• WHAT THIS TASK INVOLVES
Restate the listing that follows word for word, without its pictures.

::::::::::

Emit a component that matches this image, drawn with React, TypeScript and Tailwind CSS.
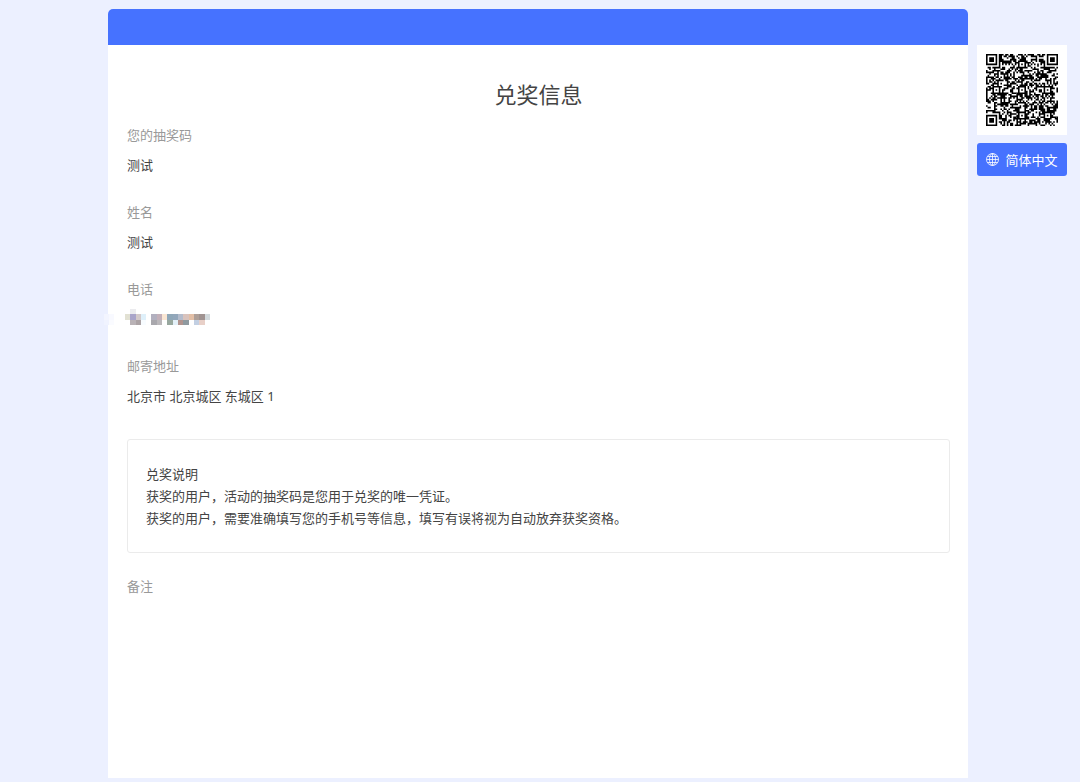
const fields = [
  { label: "您的抽奖码", value: "测试" },
  { label: "姓名", value: "测试" },
  { label: "电话", value: null },
  { label: "邮寄地址", value: "北京市 北京城区 东城区 1" },
];

// Masked phone number, one [column, row, colour] per mosaic block
const mosaic: [number, number, string][] = [
  [1, 0, "#ebebee"],
  [0, 1, "#e2e1d3"], [1, 1, "#a9a4c9"], [2, 1, "#d3c9c9"], [3, 1, "#dff0fa"],
  [1, 2, "#b9b2b6"], [2, 2, "#aba2a4"], [3, 2, "#f8fcff"],
  [5, 1, "#b2b0bf"], [6, 1, "#c3b0b9"], [7, 1, "#fae6d3"], [8, 1, "#8fa7b8"],
  [9, 1, "#93a7bb"], [10, 1, "#b4bccc"], [11, 1, "#d9c3bd"], [12, 1, "#e3bfa6"],
  [13, 1, "#ae9f98"], [14, 1, "#a09391"], [15, 1, "#d2d9dc"],
  [5, 2, "#a9a8ad"], [6, 2, "#bbb8bb"], [8, 2, "#98a89f"], [9, 2, "#e3f0f8"],
  [10, 2, "#b1948f"], [11, 2, "#8f9aa0"], [13, 2, "#c2cfe2"], [14, 2, "#e8d0c8"],
  [-4, 1, "#f3f5ff"], [-3, 1, "#f8f9ff"], [-4, 2, "#f0f3ff"], [-3, 2, "#fafbff"],
];

const QR_SIZE = 45;
const ALIGN = [6, 22, 38];

const ring = (dx: number, dy: number) => Math.max(Math.abs(dx), Math.abs(dy));

const isDark = (x: number, y: number) => {
  const finders = [[3, 3], [QR_SIZE - 4, 3], [3, QR_SIZE - 4]];
  for (const [cx, cy] of finders) {
    const d = ring(x - cx, y - cy);
    if (d <= 4) return d === 3 || d <= 1;
  }
  for (const cx of ALIGN) {
    for (const cy of ALIGN) {
      const d = ring(x - cx, y - cy);
      if (d <= 2) return d !== 1;
    }
  }
  if (x === 6 || y === 6) return (x + y) % 2 === 0;
  let h = Math.imul(x + 11, 374761393) ^ Math.imul(y + 7, 668265263);
  h = Math.imul(h ^ (h >>> 13), 1274126177);
  return ((h ^ (h >>> 16)) & 255) < 134;
};

const qrPath = Array.from({ length: QR_SIZE * QR_SIZE }, (_, i) => [i % QR_SIZE, Math.floor(i / QR_SIZE)])
  .filter(([x, y]) => isDark(x, y))
  .map(([x, y]) => `M${x} ${y}h1v1h-1z`)
  .join("");

const QrCode = () => (
  <svg viewBox="0 0 45 45" className="w-full" role="img" aria-label="二维码">
    <path d={qrPath} fill="#000" />
  </svg>
);

const GlobeIcon = () => (
  <svg viewBox="0 0 26 26" className="h-[13px] w-[13px] shrink-0" fill="none" stroke="currentColor" strokeWidth="1.6" aria-hidden="true">
    <circle cx="13" cy="13" r="12" />
    <ellipse cx="13" cy="13" rx="6" ry="12" />
    <path d="M13 1v24M1 13h24M3 7h20M3 19h20" />
  </svg>
);

const MaskedPhone = () => (
  <svg viewBox="0.4 -0.2 16 3" className="h-4 w-[85px] overflow-visible" shapeRendering="crispEdges" aria-hidden="true">
    {mosaic.map(([x, y, fill]) => (
      <rect key={`${x},${y}`} x={x} y={y} width="1" height="1" fill={fill} />
    ))}
  </svg>
);

const App = () => {
  return (
    <div className="grid min-h-screen grid-cols-[10%_minmax(0,1fr)_112px] bg-[#ecf0ff] pt-[9px] pb-1 font-['Noto_Sans','Noto_Sans_CJK_SC',sans-serif] text-[13px] leading-[22px] text-[#444]">
      <main className="col-start-2 flex flex-col bg-white rounded-t-[5px]">
        <div className="h-9 rounded-t-[5px] bg-[#4672ff]" />
        <div className="pl-[19px] pr-[18px] pt-[33px] pb-8">
          <h1 className="mb-[14px] text-center text-[22px] leading-8">兑奖信息</h1>

          <dl>
            {fields.map((field) => (
              <div key={field.label} className="mb-[25px]">
                <dt className="mb-2 text-[#999]">{field.label}</dt>
                <dd className="flex h-[22px]">{field.value ?? <MaskedPhone />}</dd>
              </div>
            ))}
          </dl>

          <section className="mt-8 mb-[22px] rounded-[3px] border border-[#ebebeb] px-[18px] py-[23px]">
            <p>兑奖说明</p>
            <p>获奖的用户，活动的抽奖码是您用于兑奖的唯一凭证。</p>
            <p>获奖的用户，需要准确填写您的手机号等信息，填写有误将视为自动放弃获奖资格。</p>
          </section>

          <p className="text-[#999]">备注</p>
        </div>
      </main>

      <aside className="flex w-[99px] flex-col gap-2 pt-9 pl-[9px]">
        <div className="bg-white p-[9px]">
          <QrCode />
        </div>
        <button type="button" className="flex h-[33px] items-center justify-center gap-1.5 rounded-[3px] bg-[#4672ff] text-white">
          <GlobeIcon />
          简体中文
        </button>
      </aside>
    </div>
  );
};

export default App;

::::::::::

• RESULT OF THE EXERCISE
Emit a component that matches this image, drawn with React, TypeScript and Tailwind CSS.
const fields = [
  { label: "您的抽奖码", value: "测试" },
  { label: "姓名", value: "测试" },
  { label: "电话", value: null },
  { label: "邮寄地址", value: "北京市 北京城区 东城区 1" },
];

// Masked phone number, one [column, row, colour] per mosaic block
const mosaic: [number, number, string][] = [
  [1, 0, "#ebebee"],
  [0, 1, "#e2e1d3"], [1, 1, "#a9a4c9"], [2, 1, "#d3c9c9"], [3, 1, "#dff0fa"],
  [1, 2, "#b9b2b6"], [2, 2, "#aba2a4"], [3, 2, "#f8fcff"],
  [5, 1, "#b2b0bf"], [6, 1, "#c3b0b9"], [7, 1, "#fae6d3"], [8, 1, "#8fa7b8"],
  [9, 1, "#93a7bb"], [10, 1, "#b4bccc"], [11, 1, "#d9c3bd"], [12, 1, "#e3bfa6"],
  [13, 1, "#ae9f98"], [14, 1, "#a09391"], [15, 1, "#d2d9dc"],
  [5, 2, "#a9a8ad"], [6, 2, "#bbb8bb"], [8, 2, "#98a89f"], [9, 2, "#e3f0f8"],
  [10, 2, "#b1948f"], [11, 2, "#8f9aa0"], [13, 2, "#c2cfe2"], [14, 2, "#e8d0c8"],
  [-4, 1, "#f3f5ff"], [-3, 1, "#f8f9ff"], [-4, 2, "#f0f3ff"], [-3, 2, "#fafbff"],
];

const QR_SIZE = 45;
const ALIGN = [6, 22, 38];

const ring = (dx: number, dy: number) => Math.max(Math.abs(dx), Math.abs(dy));

const isDark = (x: number, y: number) => {
  const finders = [[3, 3], [QR_SIZE - 4, 3], [3, QR_SIZE - 4]];
  for (const [cx, cy] of finders) {
    const d = ring(x - cx, y - cy);
    if (d <= 4) return d === 3 || d <= 1;
  }
  for (const cx of ALIGN) {
    for (const cy of ALIGN) {
      const d = ring(x - cx, y - cy);
      if (d <= 2) return d !== 1;
    }
  }
  if (x === 6 || y === 6) return (x + y) % 2 === 0;
  let h = Math.imul(x + 11, 374761393) ^ Math.imul(y + 7, 668265263);
  h = Math.imul(h ^ (h >>> 13), 1274126177);
  return ((h ^ (h >>> 16)) & 255) < 134;
};

const qrPath = Array.from({ length: QR_SIZE * QR_SIZE }, (_, i) => [i % QR_SIZE, Math.floor(i / QR_SIZE)])
  .filter(([x, y]) => isDark(x, y))
  .map(([x, y]) => `M${x} ${y}h1v1h-1z`)
  .join("");

const QrCode = () => (
  <svg viewBox="0 0 45 45" className="w-full" role="img" aria-label="二维码">
    <path d={qrPath} fill="#000" />
  </svg>
);

const GlobeIcon = () => (
  <svg viewBox="0 0 26 26" className="h-[13px] w-[13px] shrink-0" fill="none" stroke="currentColor" strokeWidth="1.6" aria-hidden="true">
    <circle cx="13" cy="13" r="12" />
    <ellipse cx="13" cy="13" rx="6" ry="12" />
    <path d="M13 1v24M1 13h24M3 7h20M3 19h20" />
  </svg>
);

const MaskedPhone = () => (
  <svg viewBox="0.4 -0.2 16 3" className="h-4 w-[85px] overflow-visible" shapeRendering="crispEdges" aria-hidden="true">
    {mosaic.map(([x, y, fill]) => (
      <rect key={`${x},${y}`} x={x} y={y} width="1" height="1" fill={fill} />
    ))}
  </svg>
);

const App = () => {
  return (
    <div className="grid min-h-screen grid-cols-[10%_minmax(0,1fr)_112px] bg-[#ecf0ff] pt-[9px] pb-1 font-['Noto_Sans','Noto_Sans_CJK_SC',sans-serif] text-[13px] leading-[22px] text-[#444]">
      <main className="col-start-2 flex flex-col bg-white rounded-t-[5px]">
        <div className="h-9 rounded-t-[5px] bg-[#4672ff]" />
        <div className="pl-[19px] pr-[18px] pt-[33px] pb-8">
          <h1 className="mb-[14px] text-center text-[22px] leading-8">兑奖信息</h1>

          <dl>
            {fields.map((field) => (
              <div key={field.label} className="mb-[25px]">
                <dt className="mb-2 text-[#999]">{field.label}</dt>
                <dd className="flex h-[22px]">{field.value ?? <MaskedPhone />}</dd>
              </div>
            ))}
          </dl>

          <section className="mt-8 mb-[22px] rounded-[3px] border border-[#ebebeb] px-[18px] py-[23px]">
            <p>兑奖说明</p>
            <p>获奖的用户，活动的抽奖码是您用于兑奖的唯一凭证。</p>
            <p>获奖的用户，需要准确填写您的手机号等信息，填写有误将视为自动放弃获奖资格。</p>
          </section>

          <p className="text-[#999]">备注</p>
        </div>
      </main>

      <aside className="flex w-[99px] flex-col gap-2 pt-9 pl-[9px]">
        <div className="bg-white p-[9px]">
          <QrCode />
        </div>
        <button type="button" className="flex h-[33px] items-center justify-center gap-1.5 rounded-[3px] bg-[#4672ff] text-white">
          <GlobeIcon />
          简体中文
        </button>
      </aside>
    </div>
  );
};

export default App;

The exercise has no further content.